We cut the wing manually from foam, fitted a wooden former governing the dihedral and then laminated the foam with balsa sheets. We then applied a mesh on to the mid section of the wing and coated it with a resin. I have always enjoyed aerobatics so we decided to fit ailerons and use less of a dihedral in the wing. The fuselage is made of balsa wood. I covered the whole aircraft in Solarfilm and used a vinyl self-adhesive for the decals. We were originally going to fit an 0.49 but decided to rather use a brushless motor, powered by an 11.1V, 1300mAh 3S Lipo.

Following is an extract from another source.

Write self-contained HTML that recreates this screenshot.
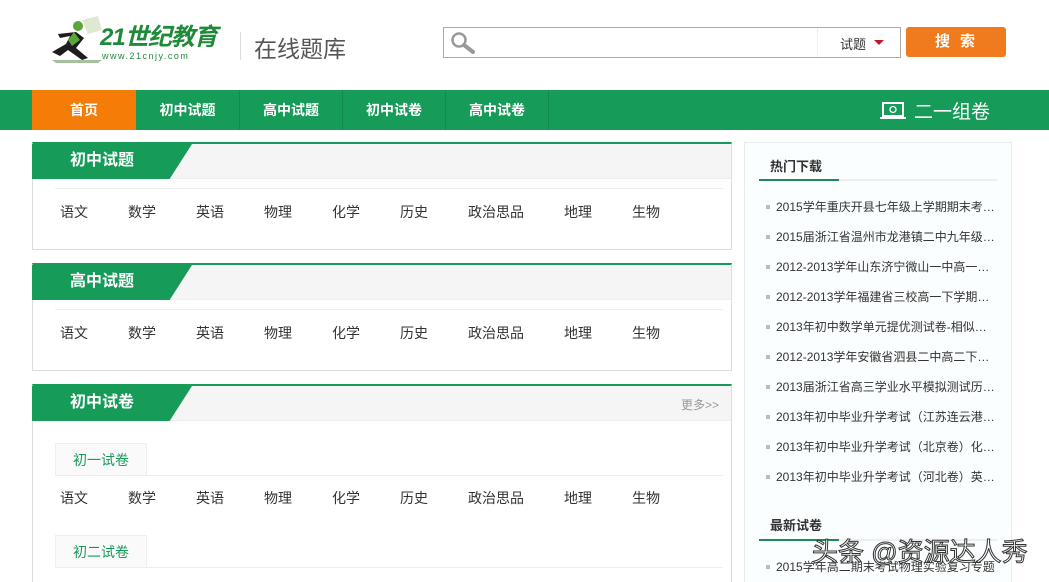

As can be seen on the attached photos, I cut vents in the top flap as well as the underside of the fuselage in order to create a cooling effect for the speed controller and the LiPo. This was necessary because after the 3rd flight the speed controller had over heated and sounded an alarm. Fortunately it never burnt out.
I really enjoy flying the plane and it was a nice little project to build from scratch. As can be seen on the attached, I have taken some nice photos at our flying club in Cape Town, South Africa. Our club is Cape Radio Flyers (CRF), the oldest model flying club in South Africa.